Jhonson mencurigai putusan yang dibacakan ketua Muda MA Bidang Pengadilan Militer German Hoediarto, selaku ketua Majelis. “Ada aroma “main sabun” dalam proses ini, sebab yang namanya Militer yang kita tahu, tidak ada yang tidak dibawah pengaruh Soeharto pada waktu itu (Saat Aktif),” katanya penuh curiga.

Menurutnya Hakim Agung itu merupakan hakim agung bermasalah, karena banyak putusan-putusannya diprotes oleh orang yang terkena masalah. Oleh karenyanya, tidak perlu eksaminasi, yang dibutuhkan adalah Putusan PK (Peninjauan Kembali) yang membatalkan Kasasi MA itu. “Karena rakyat sedang menunggu soal transparansi terhadap harta kekayaan Soeharto”, ujarnya dengan nada tegas.

Time dan lawyernya sebaiknya segera melakukan upaya yang maksimal dengan melakukan Peninjauan Kembali (PK).
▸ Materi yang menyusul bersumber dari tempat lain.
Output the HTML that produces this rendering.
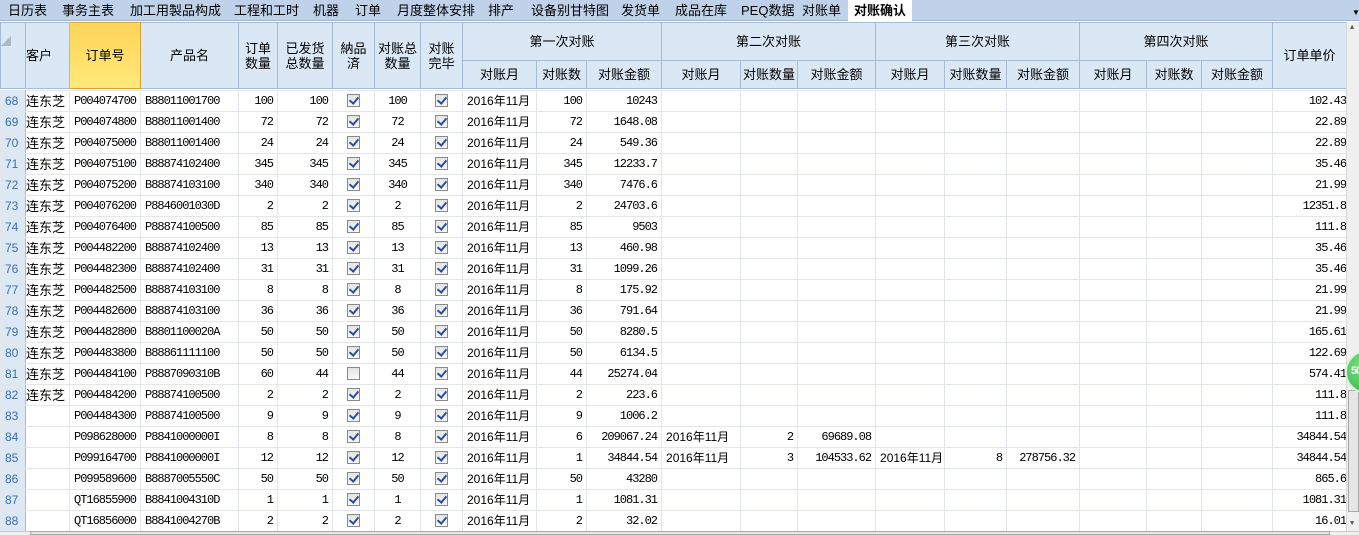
<!DOCTYPE html>
<html><head><meta charset="utf-8"><style>
*{box-sizing:border-box;margin:0;padding:0}
body{width:1359px;height:535px;overflow:hidden;background:#fff;font-family:"Liberation Mono","Noto Sans CJK SC",monospace;font-size:12px;letter-spacing:-1px;color:#000;position:relative}
#tabs{position:absolute;left:0;top:0;width:1359px;height:21px;background:#bfd2e9;border-bottom:1px solid #9fb5d2;font-family:"Liberation Sans","Noto Sans CJK SC",sans-serif;font-size:13px;line-height:17px;letter-spacing:0}
#tabs span{position:absolute;top:2px;white-space:nowrap}
#tabs .act{top:0;height:21px;background:#fff;padding:2px 6px 0;font-weight:bold}
table{position:absolute;left:0;top:22px;border-collapse:collapse;table-layout:fixed;width:1346px}
th{background:#dae7f5;border:1px solid #a8bbd5;font-weight:normal;font-family:"Liberation Sans","Noto Sans CJK SC",sans-serif;font-size:13px;line-height:15px;overflow:hidden;white-space:nowrap;letter-spacing:0}
td{border:1px solid #e3e6ea;height:21px;padding:0 4px;white-space:nowrap;overflow:hidden;text-align:right;line-height:19px}
td span.z{display:inline-block;height:19px;font-family:"Liberation Sans","Noto Sans CJK SC",sans-serif;font-size:12px;line-height:19px;vertical-align:top;letter-spacing:0;overflow:hidden}
td.l{text-align:left}
td.c{text-align:center}
td.n{background:#dde8f5;border-right:1px solid #a8bbd5;color:#3a6ea6;text-align:left;padding-left:4px;font-family:"Liberation Sans",sans-serif;font-size:12px;letter-spacing:0}
td.k{padding-left:0;text-align:left;font-family:"Liberation Sans","Noto Sans CJK SC",sans-serif;font-size:13px;line-height:15px;letter-spacing:0}
td.p{padding-right:0;text-overflow:clip}
.cb{display:inline-block;width:13px;height:13px;border:1px solid #8a8a8a;background:linear-gradient(#e4e4e4,#f8f8f8);vertical-align:middle;position:relative}
.cb.on::after{content:"";position:absolute;left:3px;top:0px;width:4px;height:7px;border:solid #2b4fa0;border-width:0 2px 2px 0;transform:rotate(40deg)}
.gap td{height:2px;border:none;background:#fff;line-height:0}
</style></head><body>
<div id="tabs">
<span style="left:8px">日历表</span><span style="left:62px">事务主表</span><span style="left:130px">加工用製品构成</span><span style="left:234px">工程和工时</span><span style="left:313px">机器</span><span style="left:355px">订单</span><span style="left:397px">月度整体安排</span><span style="left:488px">排产</span><span style="left:531px">设备别甘特图</span><span style="left:621px">发货单</span><span style="left:675px">成品在库</span><span style="left:741px">PEQ数据</span><span style="left:802px">对账单</span><span class="act" style="left:848px">对账确认</span>
<span style="left:1352px;top:4px;font-size:8px">▼</span>
</div>
<table>
<colgroup><col style="width:25px"><col style="width:44px"><col style="width:71px"><col style="width:98px"><col style="width:39px"><col style="width:55px"><col style="width:42px"><col style="width:46px"><col style="width:42px"><col style="width:74px"><col style="width:50px"><col style="width:75px"><col style="width:79px"><col style="width:57px"><col style="width:78px"><col style="width:69px"><col style="width:62px"><col style="width:73px"><col style="width:67px"><col style="width:55px"><col style="width:71px"><col style="width:74px"></colgroup>
<tr style="height:38px"><th rowspan="2" style="color:#aab8c8;text-align:left;vertical-align:top;padding-top:12px;font-size:10px">◢</th><th rowspan="2" style="text-align:left">客户</th><th rowspan="2" style="background:linear-gradient(#ffd45a,#ffe97a);border-color:#e0a030">订单号</th><th rowspan="2">产品名</th><th rowspan="2">订单<br>数量</th><th rowspan="2">已发货<br>总数量</th><th rowspan="2">納品<br>済</th><th rowspan="2">对账总<br>数量</th><th rowspan="2">对账<br>完毕</th><th colspan="3">第一次对账</th><th colspan="3">第二次对账</th><th colspan="3">第三次对账</th><th colspan="3">第四次对账</th><th rowspan="2">订单单价</th></tr>
<tr style="height:28px"><th>对账月</th><th>对账数</th><th>对账金额</th><th>对账月</th><th>对账数量</th><th>对账金额</th><th>对账月</th><th>对账数量</th><th>对账金额</th><th>对账月</th><th>对账数</th><th>对账金额</th></tr>
<tr class="gap"><td colspan="22"></td></tr>
<tr><td class="n">68</td><td class="k">连东芝</td><td class="l">P004074700</td><td class="l">B88011001700</td><td>100</td><td>100</td><td class="c"><span class="cb on"></span></td><td class="c">100</td><td class="c"><span class="cb on"></span></td><td class="l"><span class="z">2016年11月</span></td><td>100</td><td>10243</td><td></td><td></td><td></td><td></td><td></td><td></td><td></td><td></td><td></td><td class="p">102.43</td></tr>
<tr><td class="n">69</td><td class="k">连东芝</td><td class="l">P004074800</td><td class="l">B88011001400</td><td>72</td><td>72</td><td class="c"><span class="cb on"></span></td><td class="c">72</td><td class="c"><span class="cb on"></span></td><td class="l"><span class="z">2016年11月</span></td><td>72</td><td>1648.08</td><td></td><td></td><td></td><td></td><td></td><td></td><td></td><td></td><td></td><td class="p">22.89</td></tr>
<tr><td class="n">70</td><td class="k">连东芝</td><td class="l">P004075000</td><td class="l">B88011001400</td><td>24</td><td>24</td><td class="c"><span class="cb on"></span></td><td class="c">24</td><td class="c"><span class="cb on"></span></td><td class="l"><span class="z">2016年11月</span></td><td>24</td><td>549.36</td><td></td><td></td><td></td><td></td><td></td><td></td><td></td><td></td><td></td><td class="p">22.89</td></tr>
<tr><td class="n">71</td><td class="k">连东芝</td><td class="l">P004075100</td><td class="l">B88874102400</td><td>345</td><td>345</td><td class="c"><span class="cb on"></span></td><td class="c">345</td><td class="c"><span class="cb on"></span></td><td class="l"><span class="z">2016年11月</span></td><td>345</td><td>12233.7</td><td></td><td></td><td></td><td></td><td></td><td></td><td></td><td></td><td></td><td class="p">35.46</td></tr>
<tr><td class="n">72</td><td class="k">连东芝</td><td class="l">P004075200</td><td class="l">B88874103100</td><td>340</td><td>340</td><td class="c"><span class="cb on"></span></td><td class="c">340</td><td class="c"><span class="cb on"></span></td><td class="l"><span class="z">2016年11月</span></td><td>340</td><td>7476.6</td><td></td><td></td><td></td><td></td><td></td><td></td><td></td><td></td><td></td><td class="p">21.99</td></tr>
<tr><td class="n">73</td><td class="k">连东芝</td><td class="l">P004076200</td><td class="l">P8846001030D</td><td>2</td><td>2</td><td class="c"><span class="cb on"></span></td><td class="c">2</td><td class="c"><span class="cb on"></span></td><td class="l"><span class="z">2016年11月</span></td><td>2</td><td>24703.6</td><td></td><td></td><td></td><td></td><td></td><td></td><td></td><td></td><td></td><td class="p">12351.8</td></tr>
<tr><td class="n">74</td><td class="k">连东芝</td><td class="l">P004076400</td><td class="l">P88874100500</td><td>85</td><td>85</td><td class="c"><span class="cb on"></span></td><td class="c">85</td><td class="c"><span class="cb on"></span></td><td class="l"><span class="z">2016年11月</span></td><td>85</td><td>9503</td><td></td><td></td><td></td><td></td><td></td><td></td><td></td><td></td><td></td><td class="p">111.8</td></tr>
<tr><td class="n">75</td><td class="k">连东芝</td><td class="l">P004482200</td><td class="l">B88874102400</td><td>13</td><td>13</td><td class="c"><span class="cb on"></span></td><td class="c">13</td><td class="c"><span class="cb on"></span></td><td class="l"><span class="z">2016年11月</span></td><td>13</td><td>460.98</td><td></td><td></td><td></td><td></td><td></td><td></td><td></td><td></td><td></td><td class="p">35.46</td></tr>
<tr><td class="n">76</td><td class="k">连东芝</td><td class="l">P004482300</td><td class="l">B88874102400</td><td>31</td><td>31</td><td class="c"><span class="cb on"></span></td><td class="c">31</td><td class="c"><span class="cb on"></span></td><td class="l"><span class="z">2016年11月</span></td><td>31</td><td>1099.26</td><td></td><td></td><td></td><td></td><td></td><td></td><td></td><td></td><td></td><td class="p">35.46</td></tr>
<tr><td class="n">77</td><td class="k">连东芝</td><td class="l">P004482500</td><td class="l">B88874103100</td><td>8</td><td>8</td><td class="c"><span class="cb on"></span></td><td class="c">8</td><td class="c"><span class="cb on"></span></td><td class="l"><span class="z">2016年11月</span></td><td>8</td><td>175.92</td><td></td><td></td><td></td><td></td><td></td><td></td><td></td><td></td><td></td><td class="p">21.99</td></tr>
<tr><td class="n">78</td><td class="k">连东芝</td><td class="l">P004482600</td><td class="l">B88874103100</td><td>36</td><td>36</td><td class="c"><span class="cb on"></span></td><td class="c">36</td><td class="c"><span class="cb on"></span></td><td class="l"><span class="z">2016年11月</span></td><td>36</td><td>791.64</td><td></td><td></td><td></td><td></td><td></td><td></td><td></td><td></td><td></td><td class="p">21.99</td></tr>
<tr><td class="n">79</td><td class="k">连东芝</td><td class="l">P004482800</td><td class="l">B8801100020A</td><td>50</td><td>50</td><td class="c"><span class="cb on"></span></td><td class="c">50</td><td class="c"><span class="cb on"></span></td><td class="l"><span class="z">2016年11月</span></td><td>50</td><td>8280.5</td><td></td><td></td><td></td><td></td><td></td><td></td><td></td><td></td><td></td><td class="p">165.61</td></tr>
<tr><td class="n">80</td><td class="k">连东芝</td><td class="l">P004483800</td><td class="l">B88861111100</td><td>50</td><td>50</td><td class="c"><span class="cb on"></span></td><td class="c">50</td><td class="c"><span class="cb on"></span></td><td class="l"><span class="z">2016年11月</span></td><td>50</td><td>6134.5</td><td></td><td></td><td></td><td></td><td></td><td></td><td></td><td></td><td></td><td class="p">122.69</td></tr>
<tr><td class="n">81</td><td class="k">连东芝</td><td class="l">P004484100</td><td class="l">P8887090310B</td><td>60</td><td>44</td><td class="c"><span class="cb"></span></td><td class="c">44</td><td class="c"><span class="cb on"></span></td><td class="l"><span class="z">2016年11月</span></td><td>44</td><td>25274.04</td><td></td><td></td><td></td><td></td><td></td><td></td><td></td><td></td><td></td><td class="p">574.41</td></tr>
<tr><td class="n">82</td><td class="k">连东芝</td><td class="l">P004484200</td><td class="l">P88874100500</td><td>2</td><td>2</td><td class="c"><span class="cb on"></span></td><td class="c">2</td><td class="c"><span class="cb on"></span></td><td class="l"><span class="z">2016年11月</span></td><td>2</td><td>223.6</td><td></td><td></td><td></td><td></td><td></td><td></td><td></td><td></td><td></td><td class="p">111.8</td></tr>
<tr><td class="n">83</td><td class="k"></td><td class="l">P004484300</td><td class="l">P88874100500</td><td>9</td><td>9</td><td class="c"><span class="cb on"></span></td><td class="c">9</td><td class="c"><span class="cb on"></span></td><td class="l"><span class="z">2016年11月</span></td><td>9</td><td>1006.2</td><td></td><td></td><td></td><td></td><td></td><td></td><td></td><td></td><td></td><td class="p">111.8</td></tr>
<tr><td class="n">84</td><td class="k"></td><td class="l">P098628000</td><td class="l">P8841000000I</td><td>8</td><td>8</td><td class="c"><span class="cb on"></span></td><td class="c">8</td><td class="c"><span class="cb on"></span></td><td class="l"><span class="z">2016年11月</span></td><td>6</td><td>209067.24</td><td class="l"><span class="z">2016年11月</span></td><td>2</td><td>69689.08</td><td></td><td></td><td></td><td></td><td></td><td></td><td class="p">34844.54</td></tr>
<tr><td class="n">85</td><td class="k"></td><td class="l">P099164700</td><td class="l">P8841000000I</td><td>12</td><td>12</td><td class="c"><span class="cb on"></span></td><td class="c">12</td><td class="c"><span class="cb on"></span></td><td class="l"><span class="z">2016年11月</span></td><td>1</td><td>34844.54</td><td class="l"><span class="z">2016年11月</span></td><td>3</td><td>104533.62</td><td class="l"><span class="z">2016年11月</span></td><td>8</td><td>278756.32</td><td></td><td></td><td></td><td class="p">34844.54</td></tr>
<tr><td class="n">86</td><td class="k"></td><td class="l">P099589600</td><td class="l">B8887005550C</td><td>50</td><td>50</td><td class="c"><span class="cb on"></span></td><td class="c">50</td><td class="c"><span class="cb on"></span></td><td class="l"><span class="z">2016年11月</span></td><td>50</td><td>43280</td><td></td><td></td><td></td><td></td><td></td><td></td><td></td><td></td><td></td><td class="p">865.6</td></tr>
<tr><td class="n">87</td><td class="k"></td><td class="l">QT16855900</td><td class="l">B8841004310D</td><td>1</td><td>1</td><td class="c"><span class="cb on"></span></td><td class="c">1</td><td class="c"><span class="cb on"></span></td><td class="l"><span class="z">2016年11月</span></td><td>1</td><td>1081.31</td><td></td><td></td><td></td><td></td><td></td><td></td><td></td><td></td><td></td><td class="p">1081.31</td></tr>
<tr><td class="n">88</td><td class="k"></td><td class="l">QT16856000</td><td class="l">B8841004270B</td><td>2</td><td>2</td><td class="c"><span class="cb on"></span></td><td class="c">2</td><td class="c"><span class="cb on"></span></td><td class="l"><span class="z">2016年11月</span></td><td>2</td><td>32.02</td><td></td><td></td><td></td><td></td><td></td><td></td><td></td><td></td><td></td><td class="p">16.01</td></tr>
</table>
<div style="position:absolute;left:1346px;top:22px;width:13px;height:509px;background:#f0f0f0;border-left:1px solid #d8d8d8"></div>
<div style="position:absolute;left:1348px;top:390px;width:11px;height:122px;background:#e6e6e6;border:1px solid #a8a8a8"></div>
<div style="position:absolute;left:1350px;top:24px;font-size:7px;color:#555">▲</div>
<div style="position:absolute;left:1350px;top:520px;font-size:7px;color:#555">▼</div>
<div style="position:absolute;left:1345px;top:350px;width:44px;height:44px;border-radius:50%;background:radial-gradient(circle at 40% 35%,#7ee07e,#2bb24a);border:2px solid #d8f0d8;color:#fff;font-weight:bold;font-size:11px;padding:13px 0 0 4px;font-family:'Liberation Sans',sans-serif">50</div>
<div style="position:absolute;left:0;top:531px;width:1359px;height:4px;background:#f0f0f0;border-top:1px solid #c8c8c8"></div>
<div style="position:absolute;left:30px;top:531px;width:1300px;height:4px;border:1px solid #a8a8a8;background:#e8e8e8"></div>
</body></html>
Masyarakat tidak perlu menangisi hal ini, tetapi rakyat harus segera bangkit dan sadar bahwa Soeharto itu sedang menginjak-injak kita, dengan putusan-putusan dan prilaku penegak hukum saat ini. “Jadi rakyat, khususnya pers jangan tinggal diam, bila diam tentunya akan semakin diinjak-injak,” tegas Johson.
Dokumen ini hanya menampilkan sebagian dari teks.